With Congress debating whether students should be tested annually in reading, writing and math, the department is trying to make a case that Maine be exempt from an annual federal test because it has a reliable local assessment.

“If we get Congress to say OK, we have to have assessment systems in place,” she said.

The rights of the local school districts are still intact with the new rules, according to Department of Education spokesman Yellow Light Breen. The curriculum design, the choice of materials and the assessment system all must be decided at the local level, he pointed out.

The cost may not be as high as some people think, Breen said.

“A lot of what’s in the Learning Results is the same core content that schools are teaching now,” he said.

Also, the department recognizes that developing an assessment could be a burden for schools, and plans to come up with models and templates of assessments that could save schools some work.

The proposed rules are the next step in the process of moving toward the Learning Results, which the Legislature passed in 1997.

The Maine Educational Assessment, the state’s standardized testing program, was revised in 1998 to reflect the Learning Results.

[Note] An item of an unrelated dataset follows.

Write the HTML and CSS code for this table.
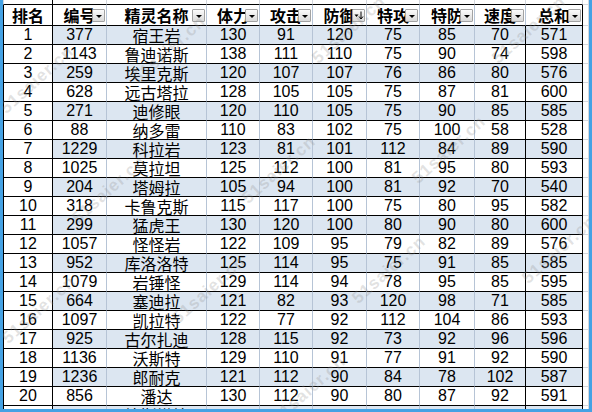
FILE: index.html
```html
<!DOCTYPE html>
<html>
<head>
<meta charset="utf-8">
<link rel="stylesheet" href="styles.css">
</head>
<body>
<div class="frame">
<div class="sheet">
<div class="grid">
<div class="r pre"><div></div><div></div><div></div><div></div><div></div><div></div><div></div><div></div><div></div><div></div><div></div></div>
<div class="r hd">
<div><span>排名</span></div>
<div><span>编号</span><i class="dd"></i></div>
<div><span>精灵名称</span><i class="dd"></i></div>
<div><span>体力</span><i class="dd"></i></div>
<div><span>攻击</span><i class="dd"></i></div>
<div><span>防御</span><i class="dd sort"><svg width="11" height="11" viewBox="0 0 11 11"><path d="M1.5 4.5h4l-2 2.5z" fill="#000"/><path d="M8 1.5v7" stroke="#000" stroke-width="1"/><path d="M6 6.5l2 2.5 2-2.5" stroke="#000" stroke-width="1" fill="none"/></svg></i></div>
<div><span>特攻</span><i class="dd"></i></div>
<div><span>特防</span><i class="dd"></i></div>
<div><span>速度</span><i class="dd"></i></div>
<div><span>总和</span><i class="dd"></i></div>
<div></div>
</div>
<div class="r odd"><div>1</div><div>377</div><div>宿王岩</div><div>130</div><div>91</div><div>120</div><div>75</div><div>85</div><div>70</div><div>571</div><div></div></div>
<div class="r"><div>2</div><div>1143</div><div>鲁迪诺斯</div><div>138</div><div>111</div><div>110</div><div>75</div><div>90</div><div>74</div><div>598</div><div></div></div>
<div class="r odd"><div>3</div><div>259</div><div>埃里克斯</div><div>120</div><div>107</div><div>107</div><div>76</div><div>86</div><div>80</div><div>576</div><div></div></div>
<div class="r"><div>4</div><div>628</div><div>远古塔拉</div><div>128</div><div>105</div><div>105</div><div>75</div><div>87</div><div>81</div><div>600</div><div></div></div>
<div class="r odd"><div>5</div><div>271</div><div>迪修眼</div><div>120</div><div>110</div><div>105</div><div>75</div><div>90</div><div>85</div><div>585</div><div></div></div>
<div class="r"><div>6</div><div>88</div><div>纳多雷</div><div>110</div><div>83</div><div>102</div><div>75</div><div>100</div><div>58</div><div>528</div><div></div></div>
<div class="r odd"><div>7</div><div>1229</div><div>科拉岩</div><div>123</div><div>81</div><div>101</div><div>112</div><div>84</div><div>89</div><div>590</div><div></div></div>
<div class="r"><div>8</div><div>1025</div><div>莫拉坦</div><div>125</div><div>112</div><div>100</div><div>81</div><div>95</div><div>80</div><div>593</div><div></div></div>
<div class="r odd"><div>9</div><div>204</div><div>塔姆拉</div><div>105</div><div>94</div><div>100</div><div>81</div><div>92</div><div>70</div><div>540</div><div></div></div>
<div class="r"><div>10</div><div>318</div><div>卡鲁克斯</div><div>115</div><div>117</div><div>100</div><div>75</div><div>80</div><div>95</div><div>582</div><div></div></div>
<div class="r odd"><div>11</div><div>299</div><div>猛虎王</div><div>130</div><div>120</div><div>100</div><div>80</div><div>90</div><div>80</div><div>600</div><div></div></div>
<div class="r"><div>12</div><div>1057</div><div>怪怪岩</div><div>122</div><div>109</div><div>95</div><div>79</div><div>82</div><div>89</div><div>576</div><div></div></div>
<div class="r odd"><div>13</div><div>952</div><div>库洛洛特</div><div>125</div><div>114</div><div>95</div><div>75</div><div>91</div><div>85</div><div>585</div><div></div></div>
<div class="r"><div>14</div><div>1079</div><div>岩锤怪</div><div>129</div><div>114</div><div>94</div><div>78</div><div>95</div><div>85</div><div>595</div><div></div></div>
<div class="r odd"><div>15</div><div>664</div><div>塞迪拉</div><div>121</div><div>82</div><div>93</div><div>120</div><div>98</div><div>71</div><div>585</div><div></div></div>
<div class="r"><div>16</div><div>1097</div><div>凯拉特</div><div>122</div><div>77</div><div>92</div><div>112</div><div>104</div><div>86</div><div>593</div><div></div></div>
<div class="r odd"><div>17</div><div>925</div><div>古尔扎迪</div><div>128</div><div>115</div><div>92</div><div>73</div><div>92</div><div>96</div><div>596</div><div></div></div>
<div class="r"><div>18</div><div>1136</div><div>沃斯特</div><div>129</div><div>110</div><div>91</div><div>77</div><div>91</div><div>92</div><div>590</div><div></div></div>
<div class="r odd"><div>19</div><div>1236</div><div>郎耐克</div><div>121</div><div>112</div><div>90</div><div>84</div><div>78</div><div>102</div><div>587</div><div></div></div>
<div class="r"><div>20</div><div>856</div><div>潘达</div><div>130</div><div>112</div><div>90</div><div>80</div><div>87</div><div>92</div><div>591</div><div></div></div>
<div class="r odd"><div></div><div></div><div>拉斯塔拉</div><div></div><div></div><div></div><div></div><div></div><div></div><div></div><div></div></div>
</div>
<div class="wm">
<span class="w1">51saier.cn</span>
<span class="w2">51saier.cn</span>
<span class="w3">51saier.cn</span>
<span class="w4">51saier.cn</span>
<span class="w5">51saier.cn</span>
<span class="w6">51saier.cn</span>
<span class="w7">51saier.cn</span>
<span class="w8">51saier.cn</span>
<span class="w9">51saier.cn</span>
<span class="w10">51saier.cn</span>
<span class="w11">51saier.cn</span>
<span class="w12">51saier.cn</span>
</div>
</div>
</div>
</body>
</html>
```
FILE: styles.css
```css
html, body { margin: 0; padding: 0; background: #fff; }
.frame {
  width: 592px; height: 412px; box-sizing: border-box;
  padding: 0 3px 3px 3px; background: #45a2e4; overflow: hidden;
}
.sheet { position: relative; width: 586px; height: 409px; background: #fff; overflow: hidden; }
.grid {
  display: grid;
  grid-template-columns: 50px 54px 100px 53px 53px 54px 53px 55px 51px 57px 6px;
  grid-template-rows: 5px 21px repeat(21, 19px);
  font-family: "Liberation Sans", "Noto Sans CJK SC", sans-serif;
  font-size: 16px; color: #000;
}
.r { display: contents; }
.r > div {
  box-sizing: border-box; position: relative;
  border-right: 1px solid #b6c4d6; border-bottom: 1px solid #000;
  display: flex; align-items: center; justify-content: center;
  white-space: nowrap; line-height: 18px;
}
.r > div:nth-child(1) { border-left: 1px solid #000; border-right-color: #000; }
.r > div:nth-child(9), .r > div:nth-child(10) { border-right-color: #000; }
.r > div:nth-child(3) { font-family: "Noto Sans CJK SC", sans-serif; font-size: 16px; }
.r > div:nth-child(11) { border-right-color: #d4d8de; border-bottom-color: #d4d8de; background: #fff; }
.odd > div:nth-child(n+2):nth-child(-n+10) { background: #dce6f1; }
.pre > div { border-right-color: #d4d8de; border-left-color: #d4d8de !important; }
.pre > div:nth-child(9), .pre > div:nth-child(10) { border-right-color: #d4d8de; }
.hd > div { font-family: "Noto Sans CJK SC", sans-serif; font-weight: 700; font-size: 16px; line-height: 20px; }
.hd > div:nth-child(n+2):nth-child(-n+9) { border-right-color: #b6c4d6; }
.dd {
  position: absolute; right: 1px; top: 4px; width: 13px; height: 13px; box-sizing: border-box;
  border: 1px solid #a3a3a3; border-radius: 1px;
  background: linear-gradient(#fbfbfb, #dadada);
  display: flex; align-items: center; justify-content: center;
}
.dd::after {
  content: ""; width: 0; height: 0;
  border-left: 3px solid transparent; border-right: 3px solid transparent; border-top: 3px solid #000;
  margin-top: 1px;
}
.dd.sort::after { display: none; }
.dd.sort svg { display: block; }
.wm { position: absolute; inset: 0; pointer-events: none; }
.wm span {
  position: absolute; font-family: "Liberation Sans", sans-serif; font-weight: 700; font-size: 17px;
  color: rgba(140, 140, 140, 0.25); transform: rotate(-42deg); transform-origin: center;
  letter-spacing: 1px;
}
.w1 { left: -12px; top: 70px; }
.w2 { left: 120px; top: 40px; }
.w3 { left: 300px; top: 20px; }
.w4 { left: 480px; top: 20px; }
.w5 { left: 60px; top: 180px; }
.w6 { left: 230px; top: 160px; }
.w7 { left: 400px; top: 140px; }
.w8 { left: -10px; top: 300px; }
.w9 { left: 160px; top: 280px; }
.w10 { left: 340px; top: 260px; }
.w11 { left: 510px; top: 240px; }
.w12 { left: 260px; top: 380px; }
```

And with the newly revised rules, some of which take effect next year, the curriculum will begin to match up, Breen said.

A hearing on some of the rules will be held from 1 to 5 p.m. Wednesday, Dec. 19, in Room 103 at the State Office Building in Augusta and at distance learning sites at the Bangor Public Library and at Gorham and Presque Isle high schools. Written comments will be accepted by 5 p.m. Jan. 4, 2002.

Not everyone is taking issue with the revised rules. Sandra Bernstein, superintendent in SAD 27 (Fort Kent area), said she likes that the focus is on student performance instead of counting credits.

Decrying a lack of funding “isn’t where we should be applying our energy,” she said. “We need to be more creative and get outside the box and figure out how to get things done for kids in ways that don’t fit with our traditional view.”